> **Aim**
Write out only the span of lines that begins at the line with "The picture is" and ends at the line with "scale-x-[0.72] whitespace-nowrap font-['Roboto',sans-serif]". Keep both end lines, word for word.

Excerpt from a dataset
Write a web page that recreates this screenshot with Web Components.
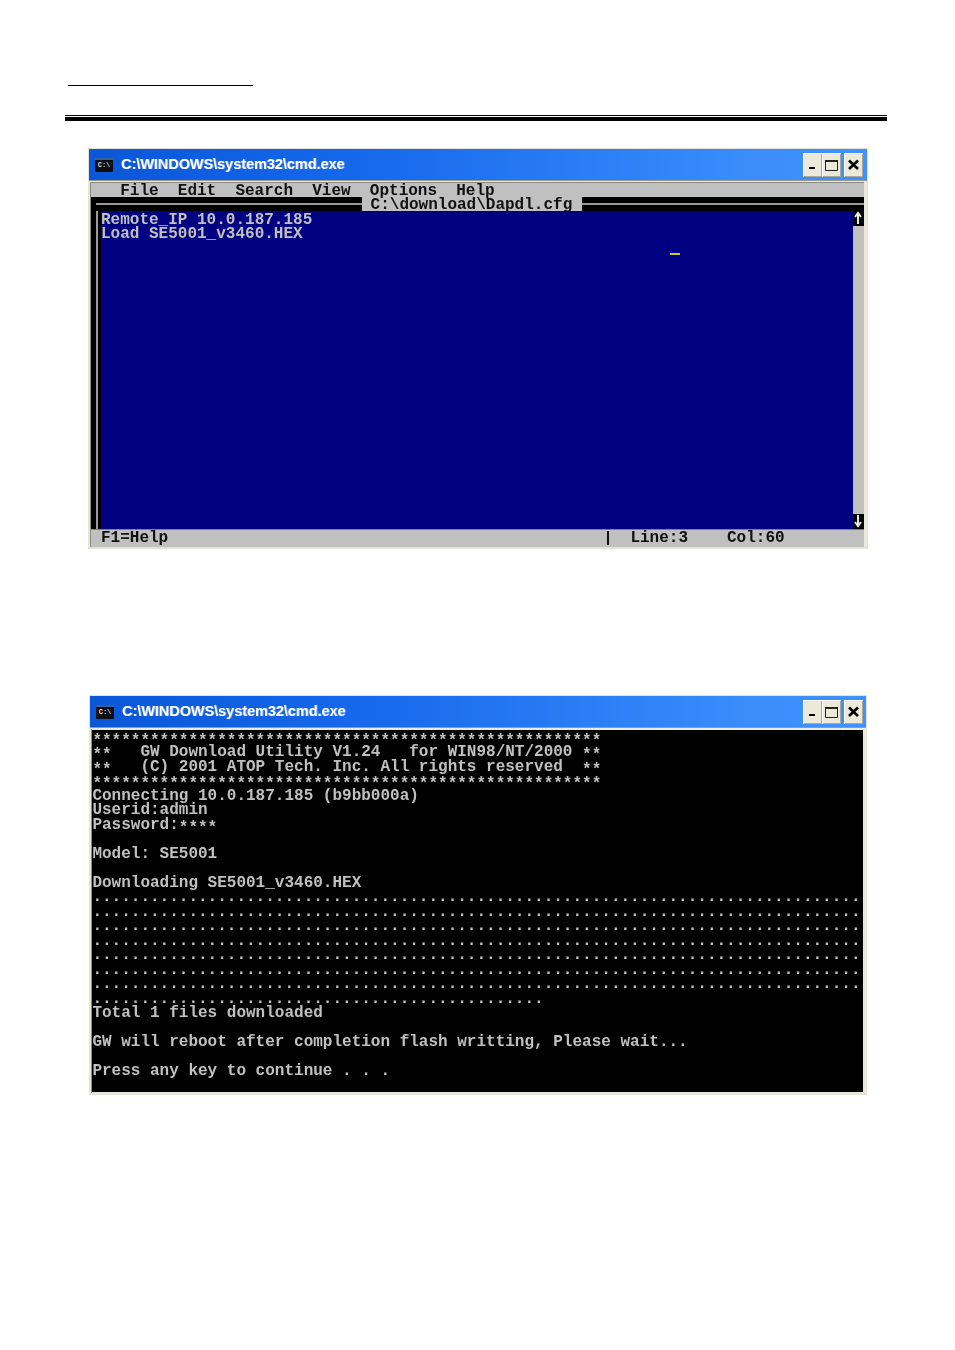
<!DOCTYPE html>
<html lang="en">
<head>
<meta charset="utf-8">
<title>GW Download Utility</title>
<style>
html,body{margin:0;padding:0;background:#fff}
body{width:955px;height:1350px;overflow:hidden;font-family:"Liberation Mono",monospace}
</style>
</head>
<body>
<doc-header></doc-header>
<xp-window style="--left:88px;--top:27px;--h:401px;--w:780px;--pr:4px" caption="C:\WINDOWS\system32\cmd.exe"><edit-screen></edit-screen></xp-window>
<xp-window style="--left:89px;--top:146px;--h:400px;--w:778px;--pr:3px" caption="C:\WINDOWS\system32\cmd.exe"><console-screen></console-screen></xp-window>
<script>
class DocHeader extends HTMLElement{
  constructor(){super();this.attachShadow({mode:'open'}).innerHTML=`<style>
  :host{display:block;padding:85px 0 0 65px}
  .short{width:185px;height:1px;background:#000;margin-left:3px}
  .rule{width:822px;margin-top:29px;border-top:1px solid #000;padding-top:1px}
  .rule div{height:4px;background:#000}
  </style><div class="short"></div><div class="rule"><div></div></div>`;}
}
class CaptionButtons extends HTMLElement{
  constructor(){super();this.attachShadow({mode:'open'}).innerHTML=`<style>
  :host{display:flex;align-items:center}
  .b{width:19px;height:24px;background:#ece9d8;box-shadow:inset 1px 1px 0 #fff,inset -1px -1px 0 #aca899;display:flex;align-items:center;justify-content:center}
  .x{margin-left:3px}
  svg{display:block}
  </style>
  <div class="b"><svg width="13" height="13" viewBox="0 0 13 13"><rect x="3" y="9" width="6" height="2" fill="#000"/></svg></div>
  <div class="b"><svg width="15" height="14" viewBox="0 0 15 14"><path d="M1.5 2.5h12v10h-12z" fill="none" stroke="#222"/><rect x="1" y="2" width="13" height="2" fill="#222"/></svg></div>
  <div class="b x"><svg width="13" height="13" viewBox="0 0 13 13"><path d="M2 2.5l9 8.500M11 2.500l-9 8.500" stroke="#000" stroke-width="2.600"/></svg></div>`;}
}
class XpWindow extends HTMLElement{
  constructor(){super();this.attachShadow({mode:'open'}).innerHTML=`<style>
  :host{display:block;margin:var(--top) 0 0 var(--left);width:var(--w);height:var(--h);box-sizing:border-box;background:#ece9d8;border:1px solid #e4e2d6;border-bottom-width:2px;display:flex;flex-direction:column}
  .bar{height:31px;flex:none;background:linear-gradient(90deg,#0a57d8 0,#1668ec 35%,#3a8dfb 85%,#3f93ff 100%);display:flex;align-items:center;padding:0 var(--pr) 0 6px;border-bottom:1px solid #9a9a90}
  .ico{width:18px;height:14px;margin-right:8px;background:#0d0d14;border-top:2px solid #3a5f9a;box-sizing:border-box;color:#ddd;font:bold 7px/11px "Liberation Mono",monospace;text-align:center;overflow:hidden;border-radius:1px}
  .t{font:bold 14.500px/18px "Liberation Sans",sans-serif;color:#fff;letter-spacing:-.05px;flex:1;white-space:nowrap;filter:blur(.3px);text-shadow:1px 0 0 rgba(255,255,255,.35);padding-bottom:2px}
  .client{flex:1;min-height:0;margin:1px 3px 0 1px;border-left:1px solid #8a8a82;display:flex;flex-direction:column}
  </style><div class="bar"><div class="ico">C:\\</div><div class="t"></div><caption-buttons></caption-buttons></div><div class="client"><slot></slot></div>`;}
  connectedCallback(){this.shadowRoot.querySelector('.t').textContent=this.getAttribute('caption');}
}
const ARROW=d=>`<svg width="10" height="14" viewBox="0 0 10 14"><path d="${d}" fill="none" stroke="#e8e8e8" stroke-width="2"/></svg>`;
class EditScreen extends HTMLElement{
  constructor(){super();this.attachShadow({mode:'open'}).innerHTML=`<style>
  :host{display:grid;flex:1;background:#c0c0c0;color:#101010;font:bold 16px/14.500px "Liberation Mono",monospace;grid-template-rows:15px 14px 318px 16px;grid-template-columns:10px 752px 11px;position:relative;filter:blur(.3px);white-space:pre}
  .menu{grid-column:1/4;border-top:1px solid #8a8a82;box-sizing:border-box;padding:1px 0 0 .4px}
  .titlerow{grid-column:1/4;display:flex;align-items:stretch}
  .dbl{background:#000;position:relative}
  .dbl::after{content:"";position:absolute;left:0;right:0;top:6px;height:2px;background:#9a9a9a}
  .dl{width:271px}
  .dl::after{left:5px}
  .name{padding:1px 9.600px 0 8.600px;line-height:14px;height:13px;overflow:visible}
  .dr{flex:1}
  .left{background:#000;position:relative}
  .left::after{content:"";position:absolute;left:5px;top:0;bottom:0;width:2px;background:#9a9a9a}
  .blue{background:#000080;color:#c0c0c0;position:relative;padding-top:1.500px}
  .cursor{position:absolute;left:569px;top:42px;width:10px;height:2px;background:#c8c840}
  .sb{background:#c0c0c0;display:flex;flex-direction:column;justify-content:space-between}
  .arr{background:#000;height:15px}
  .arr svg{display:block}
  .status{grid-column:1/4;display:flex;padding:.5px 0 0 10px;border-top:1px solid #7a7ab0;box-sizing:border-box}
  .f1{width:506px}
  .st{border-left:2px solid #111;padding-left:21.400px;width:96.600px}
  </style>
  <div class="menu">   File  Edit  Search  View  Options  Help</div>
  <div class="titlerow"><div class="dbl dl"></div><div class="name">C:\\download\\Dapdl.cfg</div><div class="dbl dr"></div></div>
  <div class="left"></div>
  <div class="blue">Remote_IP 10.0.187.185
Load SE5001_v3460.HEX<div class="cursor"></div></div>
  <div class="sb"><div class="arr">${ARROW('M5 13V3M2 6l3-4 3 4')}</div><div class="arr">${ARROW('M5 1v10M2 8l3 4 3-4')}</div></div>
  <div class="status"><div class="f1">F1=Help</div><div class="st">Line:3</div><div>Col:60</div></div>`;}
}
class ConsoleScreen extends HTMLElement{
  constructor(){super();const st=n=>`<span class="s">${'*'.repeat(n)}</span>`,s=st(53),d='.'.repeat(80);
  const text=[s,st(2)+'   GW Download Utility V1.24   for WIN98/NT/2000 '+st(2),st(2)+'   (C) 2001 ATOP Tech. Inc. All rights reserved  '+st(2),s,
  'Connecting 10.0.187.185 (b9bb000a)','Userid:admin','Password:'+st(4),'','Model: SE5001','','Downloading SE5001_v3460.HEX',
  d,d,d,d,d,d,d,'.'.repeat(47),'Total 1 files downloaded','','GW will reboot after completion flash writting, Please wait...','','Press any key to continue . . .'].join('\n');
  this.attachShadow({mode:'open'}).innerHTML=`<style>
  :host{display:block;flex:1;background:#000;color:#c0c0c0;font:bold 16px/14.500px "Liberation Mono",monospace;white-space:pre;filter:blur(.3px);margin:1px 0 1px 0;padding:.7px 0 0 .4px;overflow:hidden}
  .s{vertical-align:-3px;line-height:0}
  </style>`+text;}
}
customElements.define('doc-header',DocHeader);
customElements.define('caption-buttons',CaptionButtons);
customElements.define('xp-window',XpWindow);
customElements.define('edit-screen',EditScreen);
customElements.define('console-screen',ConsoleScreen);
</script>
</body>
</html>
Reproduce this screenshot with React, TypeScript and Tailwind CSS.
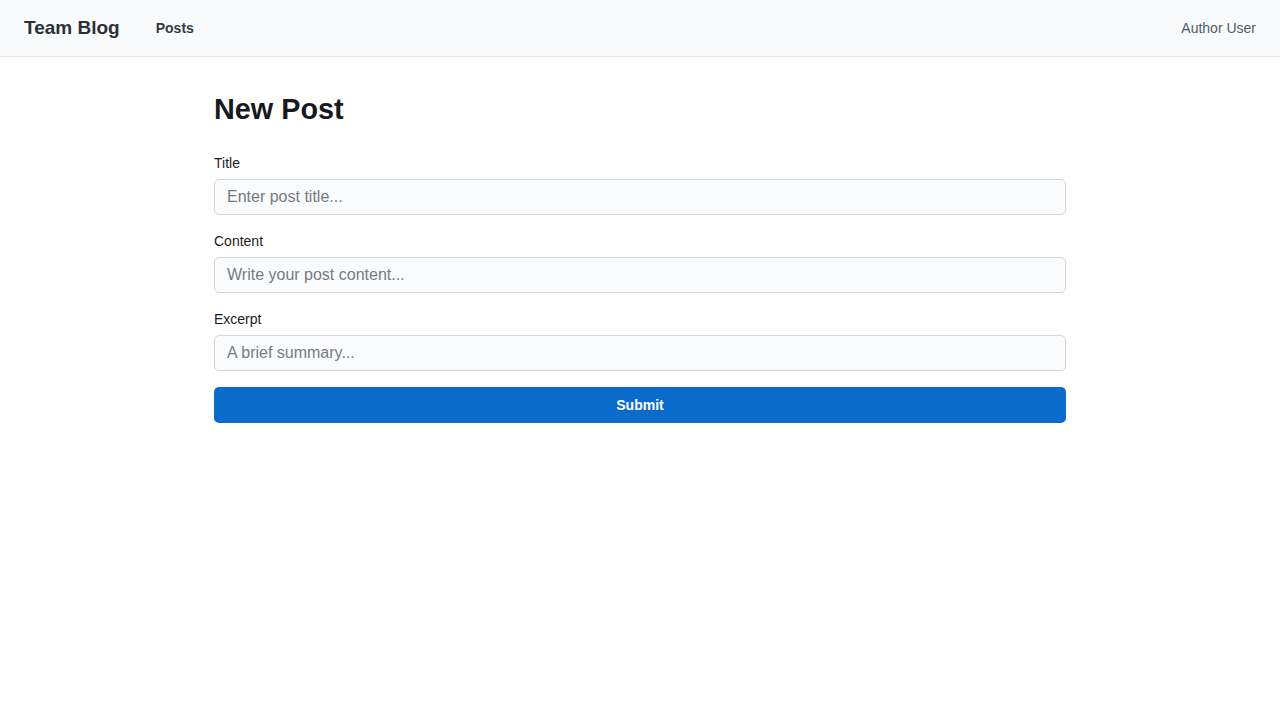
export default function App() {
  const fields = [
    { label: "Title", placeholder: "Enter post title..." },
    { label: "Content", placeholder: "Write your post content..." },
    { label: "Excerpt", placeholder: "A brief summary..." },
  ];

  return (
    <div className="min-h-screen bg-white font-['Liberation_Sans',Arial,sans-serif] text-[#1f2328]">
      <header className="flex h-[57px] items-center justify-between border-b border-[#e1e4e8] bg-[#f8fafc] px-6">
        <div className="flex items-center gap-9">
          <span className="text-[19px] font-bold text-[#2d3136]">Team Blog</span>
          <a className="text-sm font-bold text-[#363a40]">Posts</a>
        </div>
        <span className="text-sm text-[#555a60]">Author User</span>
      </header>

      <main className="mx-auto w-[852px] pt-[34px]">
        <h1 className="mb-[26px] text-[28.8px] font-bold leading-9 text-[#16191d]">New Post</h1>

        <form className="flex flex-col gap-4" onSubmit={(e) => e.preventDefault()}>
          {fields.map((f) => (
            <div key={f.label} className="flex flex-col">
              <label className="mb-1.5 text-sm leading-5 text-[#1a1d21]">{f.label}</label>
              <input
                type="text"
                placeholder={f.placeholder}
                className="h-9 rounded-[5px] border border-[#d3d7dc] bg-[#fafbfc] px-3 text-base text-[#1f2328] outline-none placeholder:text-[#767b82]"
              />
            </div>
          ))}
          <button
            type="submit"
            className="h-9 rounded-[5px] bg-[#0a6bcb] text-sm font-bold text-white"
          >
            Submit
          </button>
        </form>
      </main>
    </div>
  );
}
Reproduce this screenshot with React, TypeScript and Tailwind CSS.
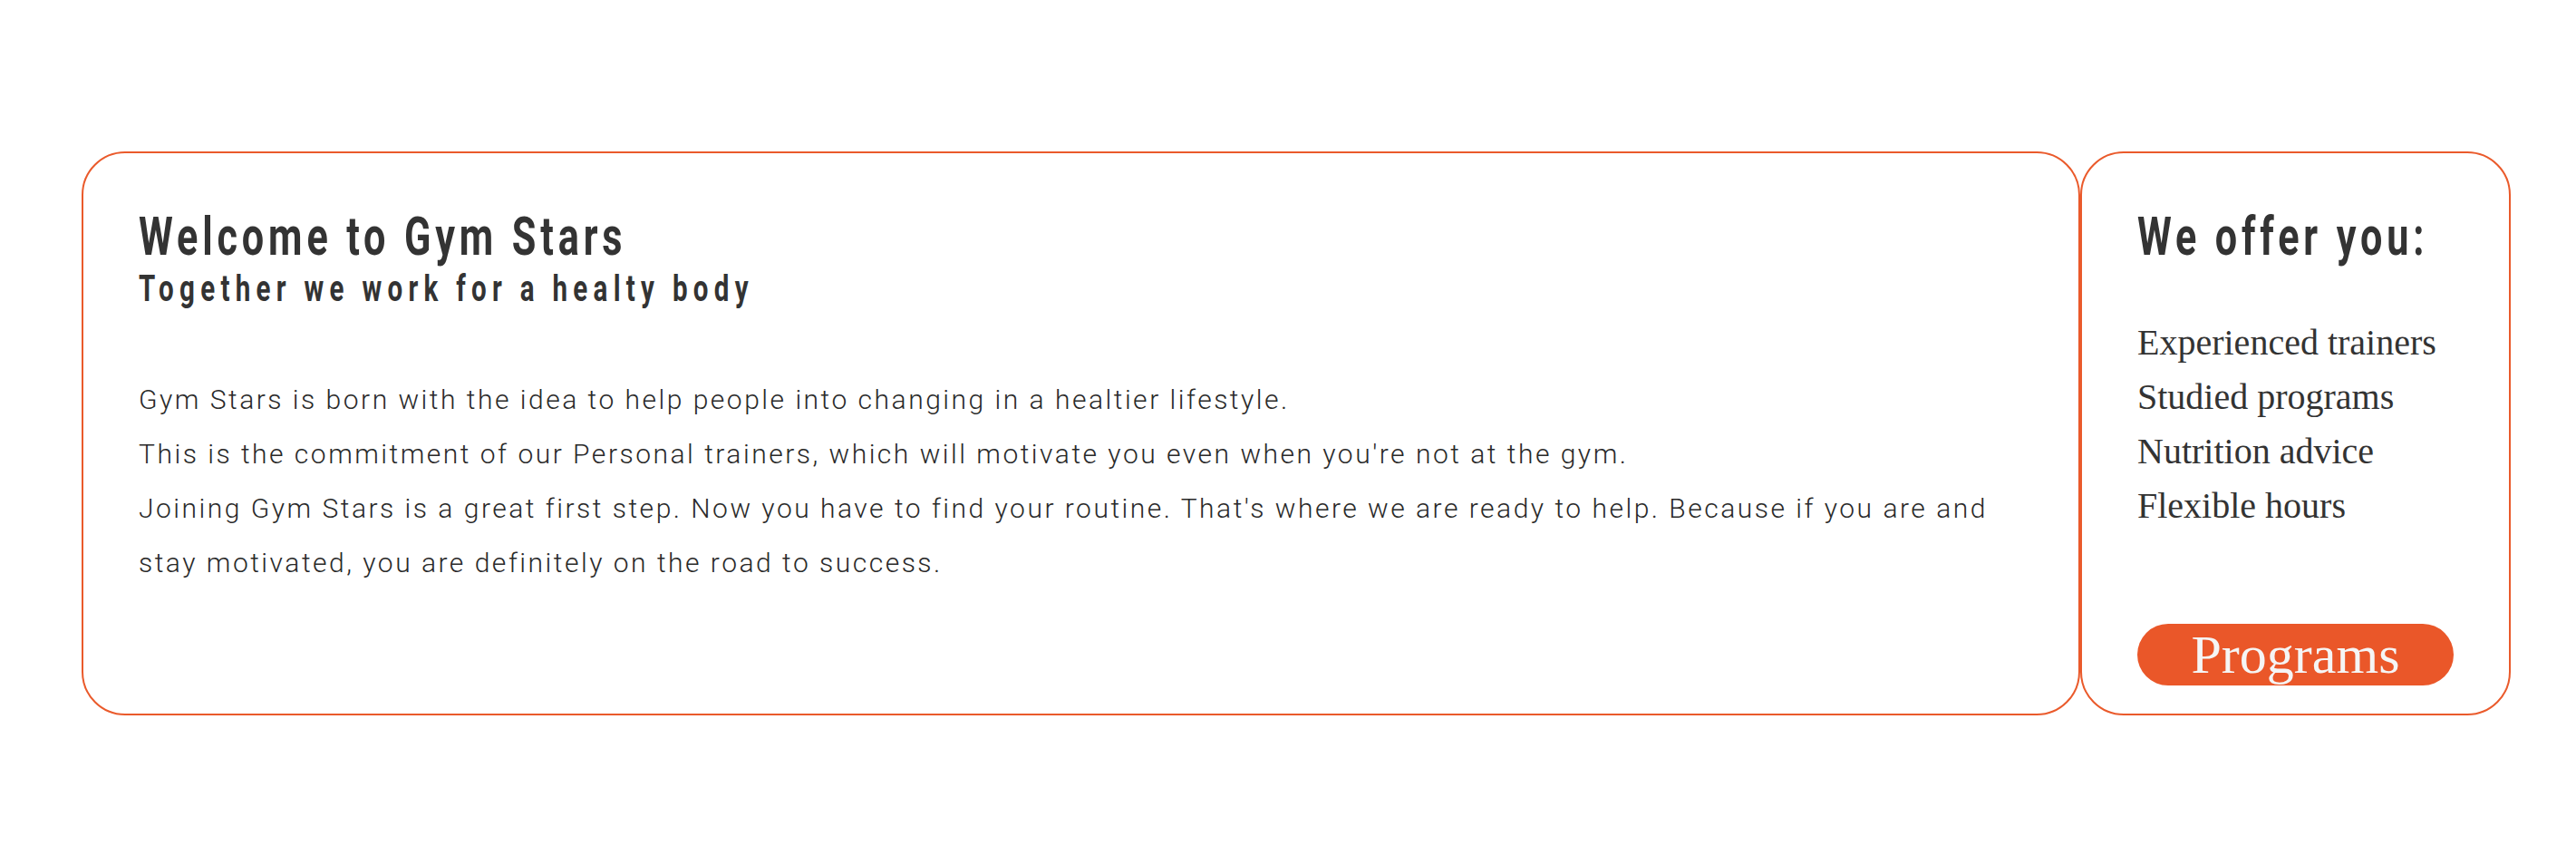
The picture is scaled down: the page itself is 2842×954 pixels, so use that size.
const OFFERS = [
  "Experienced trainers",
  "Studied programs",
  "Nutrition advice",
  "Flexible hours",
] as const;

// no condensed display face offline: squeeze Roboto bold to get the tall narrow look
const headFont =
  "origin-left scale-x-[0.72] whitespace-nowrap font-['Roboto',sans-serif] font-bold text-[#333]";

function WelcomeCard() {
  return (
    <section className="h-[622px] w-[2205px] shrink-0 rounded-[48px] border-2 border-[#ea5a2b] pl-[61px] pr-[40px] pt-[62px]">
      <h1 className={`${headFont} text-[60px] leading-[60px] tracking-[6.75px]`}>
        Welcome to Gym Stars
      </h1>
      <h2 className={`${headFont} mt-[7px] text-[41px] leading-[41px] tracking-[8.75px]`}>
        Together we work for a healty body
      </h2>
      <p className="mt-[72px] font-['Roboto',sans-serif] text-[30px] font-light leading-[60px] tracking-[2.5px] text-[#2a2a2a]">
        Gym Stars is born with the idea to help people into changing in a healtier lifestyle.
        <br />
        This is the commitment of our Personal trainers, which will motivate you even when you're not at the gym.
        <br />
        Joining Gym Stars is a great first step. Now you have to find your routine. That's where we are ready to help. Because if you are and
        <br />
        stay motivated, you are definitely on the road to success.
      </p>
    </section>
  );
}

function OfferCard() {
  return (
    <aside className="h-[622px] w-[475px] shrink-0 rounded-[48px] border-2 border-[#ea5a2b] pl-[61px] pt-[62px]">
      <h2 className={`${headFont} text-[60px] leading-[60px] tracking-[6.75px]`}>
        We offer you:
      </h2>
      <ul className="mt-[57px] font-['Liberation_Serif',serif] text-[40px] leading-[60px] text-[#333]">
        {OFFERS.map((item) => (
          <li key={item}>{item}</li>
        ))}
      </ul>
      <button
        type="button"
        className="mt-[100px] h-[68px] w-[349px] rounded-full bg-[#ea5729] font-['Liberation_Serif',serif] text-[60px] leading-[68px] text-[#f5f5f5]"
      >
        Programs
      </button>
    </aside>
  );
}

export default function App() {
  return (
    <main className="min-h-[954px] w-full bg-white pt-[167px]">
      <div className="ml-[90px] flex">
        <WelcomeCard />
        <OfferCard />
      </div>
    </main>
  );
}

> **Response to this task**
The picture is scaled down: the page itself is 2842×954 pixels, so use that size.
const OFFERS = [
  "Experienced trainers",
  "Studied programs",
  "Nutrition advice",
  "Flexible hours",
] as const;

// no condensed display face offline: squeeze Roboto bold to get the tall narrow look
const headFont =
  "origin-left scale-x-[0.72] whitespace-nowrap font-['Roboto',sans-serif] font-bold text-[#333]";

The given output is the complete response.